(Andy Synn reviews the new album by Black Crown Initiate from Reading, PA.)
Black Crown Initiate have been something of a favourite of mine (and, if I’m not speaking out of turn here, the majority of the NCS crew in general) for quite some time now and, as such, Selves We Cannot Forgive (released today on eOne), has been sat at the top of my “most anticipated” list for 2016 ever since it was first confirmed.
Thanks to my moonlighting for Terrorizer I’ve been lucky enough to have access to the album for quite a while now, which has allowed me the opportunity to really dig deep into its many layers, as the Pennsylvanian quintet have clearly gone to great lengths to push themselves and their music down an ever-proggier path on their second album.
But… and it’s a surprisingly big but (and I cannot lie)… despite all of its impressively progressive inclinations and some undeniably heroic highlights, it’s hard not to view Selves We Cannot Forgive as the band taking one step backwards for every move forwards they make.
Selves… is certainly a darker, more elaborate, and more ambitious album than The Wreckage of Stars, make no mistake, and the Reading riffians seem to have made a conscious effort to expand their sound in a manner designed to provide a purposefully less immediate, but altogether deeper, experience for both themselves and for their fans.
In fact, not only is the musicianship as unimpeachably precise and powerful as ever, but a number of these songs – namely the multi-faceted “Belie the Machine”, the spellbinding title-track, and the torrential techgasm of “Matriarch” – see the Prog-Death powerhouse really hitting a new level of complexity and creativity that’s simultaneously as heavy, as melodic, and as technical as anything else you’re likely to hear this year.

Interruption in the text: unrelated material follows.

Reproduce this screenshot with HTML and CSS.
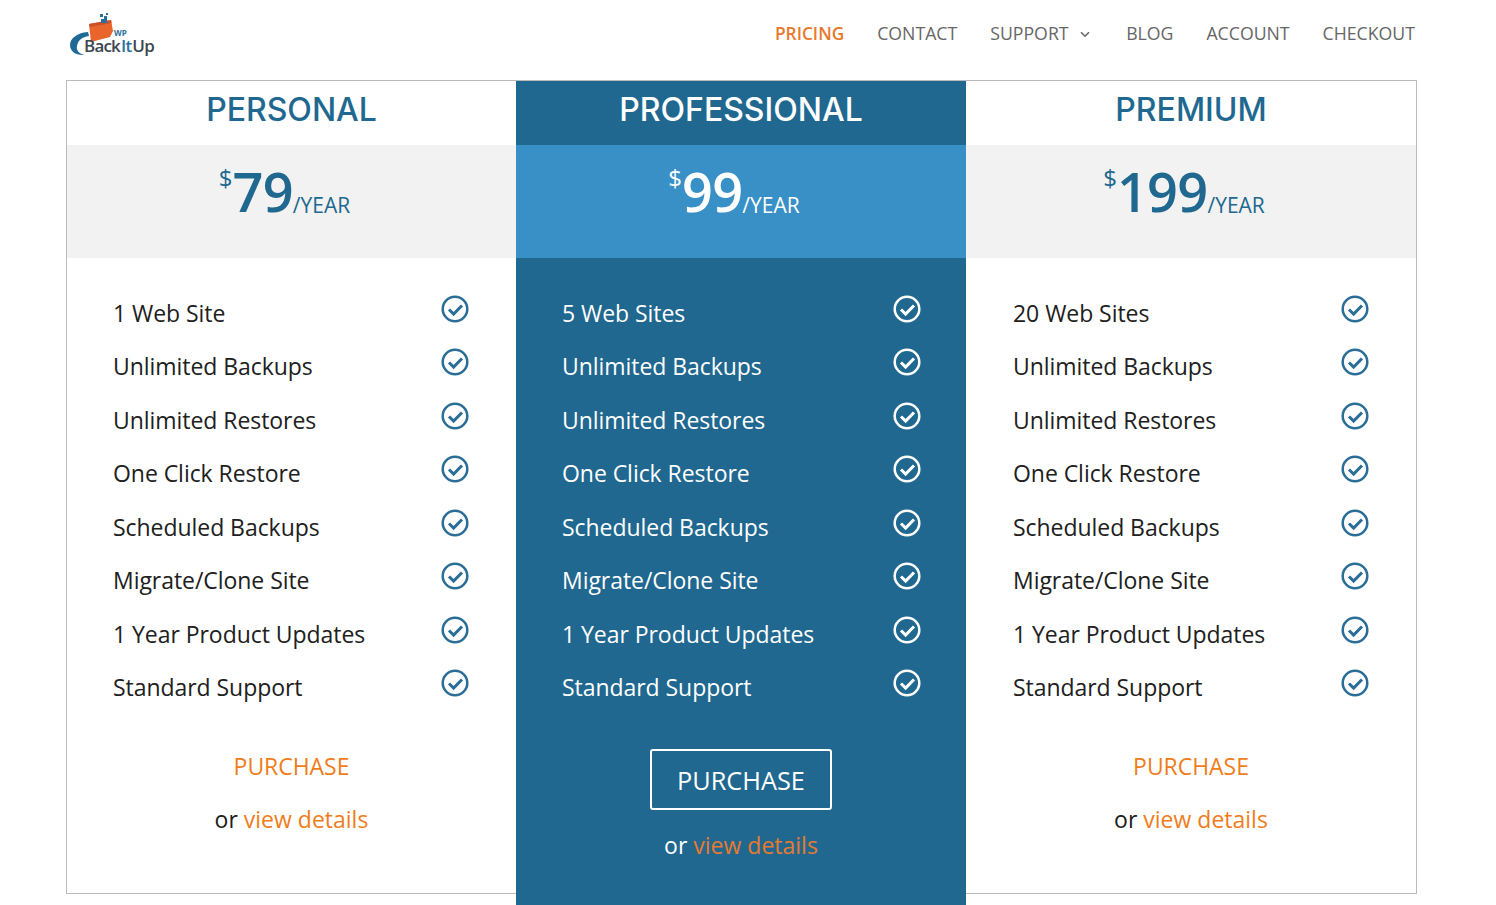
FILE: index.html
```html
<!DOCTYPE html>
<html lang="en">
<head>
<meta charset="utf-8">
<title>Pricing - WP BackItUp</title>
<link rel="stylesheet" href="styles.css">
</head>
<body>
<svg class="defs" width="0" height="0" aria-hidden="true">
  <symbol id="check" viewBox="0 0 28 28">
    <circle cx="14" cy="14" r="12.3" fill="none" stroke="currentColor" stroke-width="2.5"/>
    <path d="M8 14.5l4.6 4.6 8.4-8.6" fill="none" stroke="currentColor" stroke-width="3"/>
  </symbol>
</svg>
<header class="site-header">
  <a class="logo" href="#" aria-label="WP BackItUp">
    <svg class="logo-mark" width="90" height="46" viewBox="0 0 90 46">
      <path d="M19 20C7 21 1 27 1 33c0 6 5 10 13 10h2C10 42 7 38 8 34c1-6 5-9 12-10z" fill="#1f6a95"/>
      <path d="M20 12L42 8l2 11-3 6-19 5z" fill="#e9652c"/>
      <path d="M20 12L42 8l.6 3L21 15z" fill="#c9512a"/>
      <g fill="#2a6f9c"><rect x="31" y="2" width="3" height="3"/><rect x="35" y="4" width="3" height="3"/><rect x="32" y="7" width="6" height="4"/><rect x="37" y="1" width="2" height="2"/></g>
    </svg>
    <span class="logo-wp">WP</span>
    <span class="logo-name">Back<b>It</b>Up</span>
  </a>
  <nav class="nav">
    <a class="nav-link is-active" href="#">PRICING</a>
    <a class="nav-link" href="#">CONTACT</a>
    <a class="nav-link has-caret" href="#">SUPPORT
      <svg class="caret" width="10" height="7" viewBox="0 0 10 7"><path d="M1 1.2l4 4 4-4" fill="none" stroke="currentColor" stroke-width="1.6"/></svg>
    </a>
    <a class="nav-link" href="#">BLOG</a>
    <a class="nav-link" href="#">ACCOUNT</a>
    <a class="nav-link" href="#">CHECKOUT</a>
  </nav>
</header>
<main class="pricing">
  <section class="plan">
    <h2 class="plan-title">PERSONAL</h2>
    <div class="plan-price"><sup class="cur">$</sup><span class="amt">79</span><span class="per">/YEAR</span></div>
    <ul class="features">
      <li class="feature">1 Web Site<svg class="tick"><use href="#check"/></svg></li>
      <li class="feature">Unlimited Backups<svg class="tick"><use href="#check"/></svg></li>
      <li class="feature">Unlimited Restores<svg class="tick"><use href="#check"/></svg></li>
      <li class="feature">One Click Restore<svg class="tick"><use href="#check"/></svg></li>
      <li class="feature">Scheduled Backups<svg class="tick"><use href="#check"/></svg></li>
      <li class="feature">Migrate/Clone Site<svg class="tick"><use href="#check"/></svg></li>
      <li class="feature">1 Year Product Updates<svg class="tick"><use href="#check"/></svg></li>
      <li class="feature">Standard Support<svg class="tick"><use href="#check"/></svg></li>
    </ul>
    <a class="buy" href="#">PURCHASE</a>
    <p class="more">or <a href="#">view details</a></p>
  </section>
  <section class="plan plan-featured">
    <h2 class="plan-title">PROFESSIONAL</h2>
    <div class="plan-price"><sup class="cur">$</sup><span class="amt">99</span><span class="per">/YEAR</span></div>
    <ul class="features">
      <li class="feature">5 Web Sites<svg class="tick"><use href="#check"/></svg></li>
      <li class="feature">Unlimited Backups<svg class="tick"><use href="#check"/></svg></li>
      <li class="feature">Unlimited Restores<svg class="tick"><use href="#check"/></svg></li>
      <li class="feature">One Click Restore<svg class="tick"><use href="#check"/></svg></li>
      <li class="feature">Scheduled Backups<svg class="tick"><use href="#check"/></svg></li>
      <li class="feature">Migrate/Clone Site<svg class="tick"><use href="#check"/></svg></li>
      <li class="feature">1 Year Product Updates<svg class="tick"><use href="#check"/></svg></li>
      <li class="feature">Standard Support<svg class="tick"><use href="#check"/></svg></li>
    </ul>
    <a class="buy" href="#">PURCHASE</a>
    <p class="more">or <a href="#">view details</a></p>
  </section>
  <section class="plan plan-last">
    <h2 class="plan-title">PREMIUM</h2>
    <div class="plan-price"><sup class="cur">$</sup><span class="amt">199</span><span class="per">/YEAR</span></div>
    <ul class="features">
      <li class="feature">20 Web Sites<svg class="tick"><use href="#check"/></svg></li>
      <li class="feature">Unlimited Backups<svg class="tick"><use href="#check"/></svg></li>
      <li class="feature">Unlimited Restores<svg class="tick"><use href="#check"/></svg></li>
      <li class="feature">One Click Restore<svg class="tick"><use href="#check"/></svg></li>
      <li class="feature">Scheduled Backups<svg class="tick"><use href="#check"/></svg></li>
      <li class="feature">Migrate/Clone Site<svg class="tick"><use href="#check"/></svg></li>
      <li class="feature">1 Year Product Updates<svg class="tick"><use href="#check"/></svg></li>
      <li class="feature">Standard Support<svg class="tick"><use href="#check"/></svg></li>
    </ul>
    <a class="buy" href="#">PURCHASE</a>
    <p class="more">or <a href="#">view details</a></p>
  </section>
</main>
</body>
</html>
```
FILE: styles.css
```css
* { box-sizing: border-box; }
html, body { height: 905px; overflow: hidden; }
body {
  margin: 0;
  background: #fff;
  color: #202020;
  font-family: "Open Sans", sans-serif;
}
a { text-decoration: none; }
.defs { position: absolute; }

.site-header {
  height: 80px;
  padding: 0 81px 0 69px;
  display: flex;
  justify-content: space-between;
}
.logo {
  position: relative;
  display: block;
  width: 90px;
  height: 60px;
}
.logo-mark { position: absolute; left: 0; top: 12px; }
.logo-wp {
  position: absolute; left: 45px; top: 29px;
  font: bold 8px/8px "Open Sans", sans-serif; color: #2a6f9c;
}
.logo-name {
  position: absolute; left: 15px; top: 39px;
  font: 600 17px/14px "Open Sans", sans-serif;
  letter-spacing: -0.8px;
  color: #3c4650;
}
.logo-name b { font-weight: 600; color: #2a6f9c; margin: 0 1px; }

.nav {
  display: flex;
  gap: 33px;
  height: 66px;
  align-items: center;
}
.nav-link {
  font-size: 17.7px;
  color: #666;
  white-space: nowrap;
}
.nav-link.is-active { color: #e8792b; font-weight: 600; font-size: 17.3px; }
.caret { margin: 0 3px 0 7px; vertical-align: 2px; }

.pricing {
  position: relative;
  margin-left: 66px;
  width: 1351px;
  height: 814px;
  border: 1px solid #bbb;
  display: grid;
  grid-template-columns: 449px 450px 450px;
}
.plan { text-align: center; min-width: 0; }
.plan-title {
  margin: 0;
  height: 64px;
  font: 500 32px/58.5px Inter, "Open Sans", sans-serif;
  color: #20688f;
}
.plan-price {
  height: 113px;
  padding: 11px 14px 0 0;
  background: #f2f2f2;
  color: #20688f;
  line-height: 70px;
  white-space: nowrap;
}
.cur { font-size: 24px; line-height: 0; vertical-align: 25px; }
.amt { font-size: 54px; font-weight: 600; letter-spacing: -0.7px; }
.per { font-size: 21px; vertical-align: -1px; }

.features {
  list-style: none;
  margin: 0;
  padding: 28.5px 47px 0 46px;
}
.feature {
  height: 53.5px;
  line-height: 53.5px;
  font-size: 23px;
  letter-spacing: -0.05px;
  text-align: left;
  display: flex;
  justify-content: space-between;
  white-space: nowrap;
}
.tick {
  width: 28px;
  height: 28px;
  margin-top: 8px;
  color: #2a6d96;
}

.buy {
  display: block;
  margin-top: 31px;
  line-height: 40px;
  font-size: 23px;
  letter-spacing: -0.05px;
  color: #ef7d1a;
}
.more {
  margin: 13px 0 0;
  line-height: 40px;
  font-size: 23px;
}
.more a { color: #ef7d1a; }

.plan-last .features { padding-left: 47px; }

.plan-featured {
  height: 840px;
  background: #20688f;
  color: #fff;
}
.plan-featured .plan-title { color: #fff; }
.plan-featured .plan-price { background: #3890c6; color: #fff; }
.plan-featured .tick { color: #fff; }
.plan-featured .features { padding-left: 46px; padding-right: 45.5px; }
.plan-featured .buy {
  width: 182px;
  height: 61px;
  margin: 34px auto 0;
  line-height: 58px;
  font-size: 25.3px;
  letter-spacing: 0;
  border: 2px solid #fff;
  border-radius: 3px;
  color: #fff;
}
.plan-featured .more { margin-top: 15px; }
.plan-featured .more a { color: #e77a2e; }
```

Unfortunately, now that I’ve had sufficient time to sit with the album and digest it fully, these changes strike me as something of a double-edged sword, as the band’s ambition occasionally seems to outstrip their execution, resulting in an record which, for all its skilful construction and clear conviction, too often demonstrates a niggling lack of cohesion and an uneven sense of identity.

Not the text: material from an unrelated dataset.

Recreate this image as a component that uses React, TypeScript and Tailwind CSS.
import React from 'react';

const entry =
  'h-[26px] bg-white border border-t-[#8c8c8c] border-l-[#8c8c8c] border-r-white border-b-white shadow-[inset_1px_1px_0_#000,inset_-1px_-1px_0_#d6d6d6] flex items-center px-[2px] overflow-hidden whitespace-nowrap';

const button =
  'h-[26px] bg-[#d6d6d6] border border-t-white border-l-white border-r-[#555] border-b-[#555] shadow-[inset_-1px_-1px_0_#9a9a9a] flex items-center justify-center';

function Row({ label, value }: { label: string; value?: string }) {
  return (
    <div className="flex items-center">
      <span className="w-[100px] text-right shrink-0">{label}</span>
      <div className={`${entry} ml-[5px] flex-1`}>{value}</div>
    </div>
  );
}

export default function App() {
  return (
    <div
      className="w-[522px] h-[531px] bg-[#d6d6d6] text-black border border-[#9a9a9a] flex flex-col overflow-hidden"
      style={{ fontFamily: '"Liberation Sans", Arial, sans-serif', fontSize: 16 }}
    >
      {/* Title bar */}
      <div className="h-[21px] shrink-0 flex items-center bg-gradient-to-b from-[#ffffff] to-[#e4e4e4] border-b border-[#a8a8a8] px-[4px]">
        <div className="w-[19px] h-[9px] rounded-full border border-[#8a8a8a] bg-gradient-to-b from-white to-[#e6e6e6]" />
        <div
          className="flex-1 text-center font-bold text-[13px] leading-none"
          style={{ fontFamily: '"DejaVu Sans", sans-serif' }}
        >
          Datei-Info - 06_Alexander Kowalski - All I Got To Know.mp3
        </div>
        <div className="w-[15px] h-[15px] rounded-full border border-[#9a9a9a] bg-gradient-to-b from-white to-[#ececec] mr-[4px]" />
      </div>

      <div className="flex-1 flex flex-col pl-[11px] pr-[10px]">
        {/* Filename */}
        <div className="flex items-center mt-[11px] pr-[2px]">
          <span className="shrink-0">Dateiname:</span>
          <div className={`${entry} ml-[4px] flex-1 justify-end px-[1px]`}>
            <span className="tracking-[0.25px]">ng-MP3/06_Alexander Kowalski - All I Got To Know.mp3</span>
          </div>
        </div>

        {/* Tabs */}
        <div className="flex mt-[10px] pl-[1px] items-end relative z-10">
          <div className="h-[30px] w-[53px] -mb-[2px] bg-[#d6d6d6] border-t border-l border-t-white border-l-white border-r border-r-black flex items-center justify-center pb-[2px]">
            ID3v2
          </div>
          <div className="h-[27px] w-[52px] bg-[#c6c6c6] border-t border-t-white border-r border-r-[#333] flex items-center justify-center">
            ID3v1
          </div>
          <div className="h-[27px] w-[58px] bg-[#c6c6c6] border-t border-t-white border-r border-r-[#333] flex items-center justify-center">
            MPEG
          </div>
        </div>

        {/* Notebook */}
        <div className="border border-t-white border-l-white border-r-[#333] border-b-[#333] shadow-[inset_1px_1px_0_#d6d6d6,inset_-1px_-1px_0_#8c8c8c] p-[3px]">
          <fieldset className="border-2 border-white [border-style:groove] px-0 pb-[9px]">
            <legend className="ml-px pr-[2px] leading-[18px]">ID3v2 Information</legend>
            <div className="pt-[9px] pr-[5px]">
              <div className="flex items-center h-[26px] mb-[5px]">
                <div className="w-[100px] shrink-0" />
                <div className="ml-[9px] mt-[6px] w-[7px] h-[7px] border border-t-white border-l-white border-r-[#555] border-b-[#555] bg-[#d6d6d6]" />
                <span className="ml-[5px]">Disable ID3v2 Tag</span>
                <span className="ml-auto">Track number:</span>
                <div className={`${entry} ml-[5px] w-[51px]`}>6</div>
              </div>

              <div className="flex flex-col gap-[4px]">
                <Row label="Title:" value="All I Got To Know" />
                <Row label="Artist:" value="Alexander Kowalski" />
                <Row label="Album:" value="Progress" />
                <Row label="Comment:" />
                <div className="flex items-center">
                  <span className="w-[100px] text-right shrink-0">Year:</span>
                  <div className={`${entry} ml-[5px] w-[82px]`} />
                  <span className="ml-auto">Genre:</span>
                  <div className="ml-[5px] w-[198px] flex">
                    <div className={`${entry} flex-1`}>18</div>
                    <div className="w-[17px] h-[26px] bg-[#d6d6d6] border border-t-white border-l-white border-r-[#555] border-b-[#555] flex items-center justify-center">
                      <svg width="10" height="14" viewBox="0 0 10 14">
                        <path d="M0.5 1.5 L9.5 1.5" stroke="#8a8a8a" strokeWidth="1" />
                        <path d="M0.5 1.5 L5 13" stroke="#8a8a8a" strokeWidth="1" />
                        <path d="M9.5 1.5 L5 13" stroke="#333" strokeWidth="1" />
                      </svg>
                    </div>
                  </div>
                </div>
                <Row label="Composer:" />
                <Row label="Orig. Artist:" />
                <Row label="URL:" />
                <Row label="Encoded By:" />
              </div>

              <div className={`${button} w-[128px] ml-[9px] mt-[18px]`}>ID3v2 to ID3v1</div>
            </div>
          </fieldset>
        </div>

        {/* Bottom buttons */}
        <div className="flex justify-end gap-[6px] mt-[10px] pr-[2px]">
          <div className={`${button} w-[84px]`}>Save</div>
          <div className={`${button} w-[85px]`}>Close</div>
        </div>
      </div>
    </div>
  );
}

It’s an impressive sight from a distance, of course – a veritable edifice of deathly power and progressive ambition – but up close you begin to see the joins where the parts have been welded together, their puckered seams lacking the fluidity and finesse to fully disguise their disparate origins.
That doesn’t necessarily make this a bad album, of course. For example, for all that “Sorrowpsalm” seems content to simply and shamelessly amalgamate elements of Tool and The Faceless (and it’s far from the only track that seems a little overly in thrall to Michael Keene and his autotheistic practices), it’s still a heck of a song, even if it does wear its influences a little too boldly for my liking.

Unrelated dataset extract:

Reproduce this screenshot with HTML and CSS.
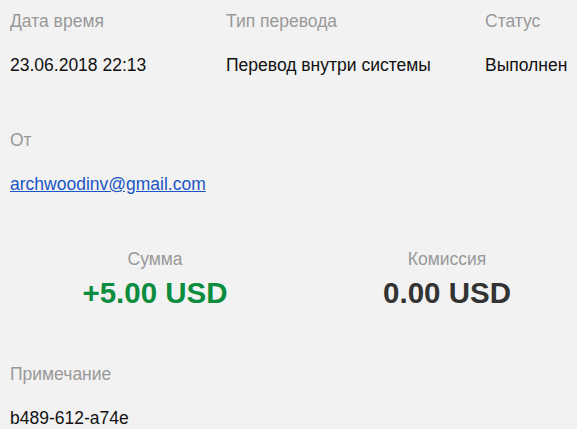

But issues like that one do end up making the album feel unexpectedly disjointed, and there are moments where the band’s rush to be more overtly “progressive” finds them tripping over their own feet a little bit, with both the slightly sluggish “For Red Cloud” and the oddly unfocussed “Transmit to Disconnect” (and, to a lesser extent, the otherwise killer “Belie The Machine”) undercut by some rather rough and jarring transitions between sections, as if certain elements had simply been shoved together without adequate consideration for flow or function.
But, despite these criticisms, I don’t want to be overly negative about this album. After all, although it isn’t exactly the game-changer I’d/we’d been hoping for, their second full-length doesn’t see Black Crown Initiate losing any ground either, and I’d rather focus on applauding them for their ambition than admonish them for their imperfections.
Yes, there are times when the band seem to lose track of their own identity a little, and, yes, there are a few too many awkward and/or forgettable moments for comfort (“Again” is a little too stock for my liking, while emotive, but under-developed, closer “Vicious Lives” seems to cut short just as it’s about to peak properly), but there are also some impressive high points here that hint at yet more untapped potential lurking beneath the surface, if only the band can find a way to harness it correctly next time around.
Still, as it stands, and this may not be a particularly popular opinion, Selves We Cannot Forgive is a laudable but flawed attempt at becoming something greater, one which aims high, shoots for the moon, but ultimately falls a little short of its goal.